Türkiye ise iklim değişikliği ile mücadele konusunda ulusal ve de uluslararası hedeflerini açıklamak yerine sürekli olarak beklentilerini dile getiriyor. Eroğlu’nun zirvenin bitmesine bir gün kala Cancun’da yaptığı konuşma ise bunun kanıtı:


“2012 sonrasına yönelik rejim kapsayıcı, adil ve dengeli olmalıdır. Bununla birlikte bu süreç bize bazı esneklikler de sağlamalıdır. Bu bizim uzun vadeli ve adil bir anlaşmaya ulaşmamız için tek yoldur. Bununla birlikte, uzun dönemli azaltım ve uyum faaliyetlerinde ekonomik ve sosyal kalkınma konuları başta olmak üzere ulusal ve bölgesel şartlar da göz önünde bulundurulmalıdır. Gelişmiş ülkelerin tarihsel sorumlulukları dikkate alındığında, sera gazı emisyonlarının azaltılması için finansman ve teknoloji transferinde öncülük etmeleri gerekmektedir. Taraf ülkelerin sözleşme kapsamında sınıflandırılmasında dikkat edilen kriterlerin günümüz gerçeklerini ve ihtiyaçlarını yansıtmadığına inanıyoruz.
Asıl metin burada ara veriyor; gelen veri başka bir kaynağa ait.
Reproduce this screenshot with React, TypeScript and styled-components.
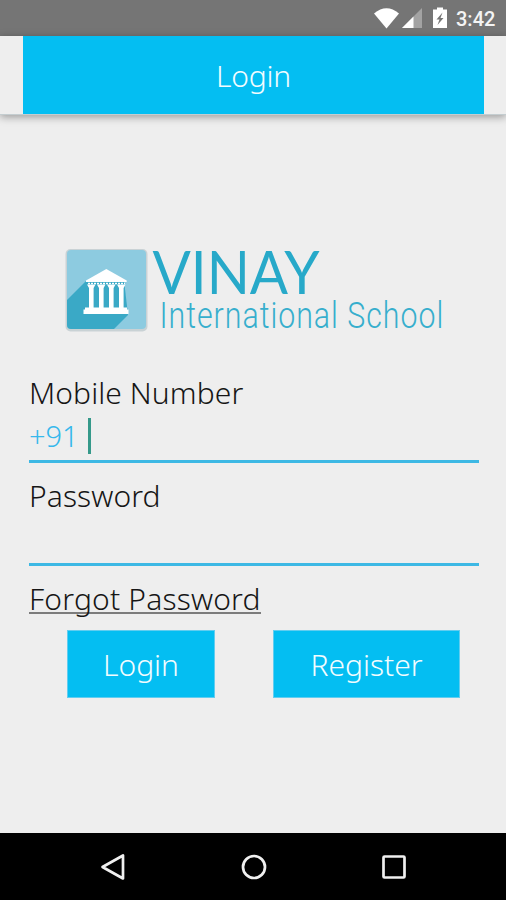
import React from 'react';
import styled, { createGlobalStyle } from 'styled-components';

const GlobalStyle = createGlobalStyle`
  * { box-sizing: border-box; }
  body { margin: 0; background: #eeeeee; }
`;

const Screen = styled.div`
  width: 506px;
  height: 900px;
  display: flex;
  flex-direction: column;
  background: #eeeeee;
  overflow: hidden;
  font-family: 'Noto Sans', 'Open Sans', sans-serif;
  font-weight: 300;
`;

const StatusBar = styled.div`
  height: 36px;
  flex: none;
  display: flex;
  align-items: center;
  justify-content: flex-end;
  padding-right: 11px;
  background: #757575;
`;

const StatusIcons = styled.svg`
  width: 76px;
  height: 24px;
  margin-right: 6px;
`;

const Clock = styled.span`
  width: 39px;
  font: 500 20px/36px Roboto, sans-serif;
  padding-top: 2px;
  white-space: nowrap;
  color: #f4f4f4;
`;

const Header = styled.header`
  height: 79px;
  flex: none;
  padding: 0 22px 0 23px;
  border-bottom: 1px solid #c4cdd0;
  box-shadow: 0 2px 8px rgba(0, 0, 0, 0.36);
`;

const Title = styled.h1`
  height: 78px;
  margin: 0;
  text-align: center;
  background: #04bef2;
  color: #f2fcff;
  font-size: 30px;
  font-weight: 300;
  line-height: 80px;
  letter-spacing: -0.2px;
`;

const Brand = styled.svg`
  display: block;
  overflow: visible;
  width: 390px;
  height: 92px;
  margin: 130px 0 0 61px;
  flex: none;
`;

const Form = styled.main`
  flex: 1;
  display: flex;
  flex-direction: column;
  align-items: flex-start;
  padding: 36px 27px 0 29px;
`;

const Label = styled.label`
  height: 40px;
  font-size: 30px;
  line-height: 40px;
  color: #161616;
  white-space: nowrap;
  letter-spacing: 0.1px;
`;

const Field = styled.div`
  height: 50px;
  width: 450px;
  display: flex;
  align-items: center;
  padding-bottom: 2px;
  border-bottom: 3px solid #3db8e4;
  margin-bottom: 13px;
  font-size: 29px;
  color: #36b8ec;
`;

const Caret = styled.span`
  width: 3px;
  height: 36px;
  margin-left: 9px;
  background: #35998a;
`;

const Forgot = styled.a`
  height: 35px;
  border-bottom: 2px solid #7c7c7c;
  font-size: 30px;
  line-height: 40px;
  color: #161616;
  white-space: nowrap;
  letter-spacing: 0.18px;
`;

const Actions = styled.div`
  display: flex;
  gap: 58px;
  padding: 16px 0 0 38px;
`;

const Button = styled.button<{ $width: number }>`
  width: ${p => p.$width}px;
  height: 68px;
  padding: 2px 0 0;
  border: 1px solid #62cdf0;
  background: #04bef2;
  color: #f2fcff;
  font: inherit;
  font-size: 30px;
  line-height: 64px;
`;

const NavBar = styled.nav`
  height: 67px;
  flex: none;
  display: flex;
  align-items: center;
  justify-content: space-between;
  padding: 0 98px 0 99px;
  background: #000;
`;

const NavIcon = styled.svg`
  width: 28px;
  height: 28px;
  fill: none;
  stroke: #f0f0f0;
  stroke-width: 2.7;
  stroke-linejoin: round;
`;

const columns = [89, 99, 109, 119];

export default function App() {
  return (
    <Screen>
      <GlobalStyle />
      <StatusBar>
        <StatusIcons viewBox="374 6 76 24">
          <path d="M374 13.500Q386.500 3 399 13.500L386.500 28.500Z" fill="#fff" />
          <path d="M422 8V28H402Z" fill="#a3a3a3" />
          <path d="M413.500 16.500V28H402Z" fill="#fff" />
          <path d="M433 9.500H437V7.500H443V9.500H447V28H433Z" fill="#fff" />
          <path d="M442.500 12.500L436.500 19.500H439.500L437.500 25L443.500 18H440.500Z" fill="#757575" />
        </StatusIcons>
        <Clock>3:42</Clock>
      </StatusBar>
      <Header>
        <Title>Login</Title>
      </Header>
      <Brand viewBox="61 245 390 92">
        <defs>
          <clipPath id="tile">
            <rect x="67" y="250" width="79" height="79" rx="4" />
          </clipPath>
        </defs>
        <rect x="65.500" y="249" width="82" height="82.500" rx="5" fill="#c9d2d5" />
        <g clipPath="url(#tile)">
          <rect x="67" y="250" width="79" height="79" fill="#8dcbe0" />
          <path d="M86 281L67 300V329H114L128 315L124 280Z" fill="#3aa9c6" />
        </g>
        <g fill="#fff">
          <path d="M106.300 269L126.700 280.500V282H86V280.500Z" />
          <path d="M88 283.500H125" stroke="#fff" strokeWidth="1.500" strokeDasharray="2 1" />
          {columns.map(x => (
            <path key={x} d={`M${x - 2} 284.500H${x + 6.5}L${x + 4.6} 288V308H${x}V288Z`} />
          ))}
          <path d="M85 307.500H127V309.500H128.500V314H83.500V309.500H85Z" />
        </g>
        <text x="152.500" y="294" fontFamily="Lato" fontWeight="400" fontSize="60" textLength="167" lengthAdjust="spacingAndGlyphs" fill="#27a9c9">VINAY</text>
        <text transform="translate(159.500 327.500) scale(0.82 1)" fontFamily="Roboto" fontWeight="300" fontSize="37" textLength="346" lengthAdjust="spacing" fill="#37aecd">International School</text>
      </Brand>
      <Form>
        <Label>Mobile Number</Label>
        <Field>+91<Caret /></Field>
        <Label>Password</Label>
        <Field />
        <Forgot>Forgot Password</Forgot>
        <Actions>
          <Button $width={148}>Login</Button>
          <Button $width={187}>Register</Button>
        </Actions>
      </Form>
      <NavBar>
        <NavIcon viewBox="0 0 28 28"><path d="M24 2.500V25.500L3.500 14Z" /></NavIcon>
        <NavIcon viewBox="0 0 28 28"><circle cx="14" cy="14" r="11" /></NavIcon>
        <NavIcon viewBox="0 0 28 28"><rect x="3.500" y="3.500" width="21" height="21" rx="1" /></NavIcon>
      </NavBar>
    </Screen>
  );
}
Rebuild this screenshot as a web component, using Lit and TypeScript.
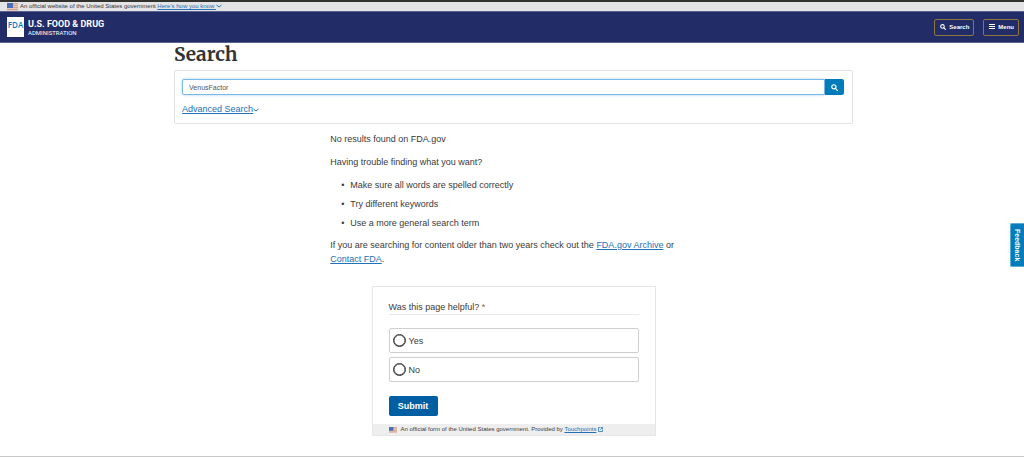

Bu sebeple, bu konunun tartışılması gerektiğini düşünüyoruz. Aslında, Türkiye’nin tarihi küresel sera gazı emisyonları arasındaki payı sadece ve sadece binde dörttür. Türkiye hızlı bir büyüme süreci içerisindedir. Bu süreç, enerji ihtiyacı talebini önemli ölçüde artırmaktadır. Elektrik enerjisi ihtiyacındaki yıllık ortalama artış hâlihazırda yüzde yedi mertebesindedir. Kalkınma sürecinde ülkemizin uzun vadeli enerji ihtiyacının artması öngörülmektedir. Bu sebeple, ülkemizin herhangi bir yıl baz alınarak emisyon azaltım hedefi alması gerçekçi değildir.”

Eroğlu, dünyanın ısınmasında Türkiye’nin rolünün çok az olduğunu anlatıyor. Tarih içinde Türkiye’yi Çin ve ABD’nin atmosfere saldığı sera gazı miktarı ile kıyaslıyor. Halbuki gelişmekte olan Türkiye son yıllarda Avrupa’daki en çok sera gazı salım yapan ülkelerin başında geliyor. 1990’lar seviyesine göre sera gazı salım miktarı yüzde 111 arttı. Bu durumda Türkiye’nin iklim değişikliğinde rolü ‘çok küçük, binde dört’ demek gerçeği yansıtmıyor.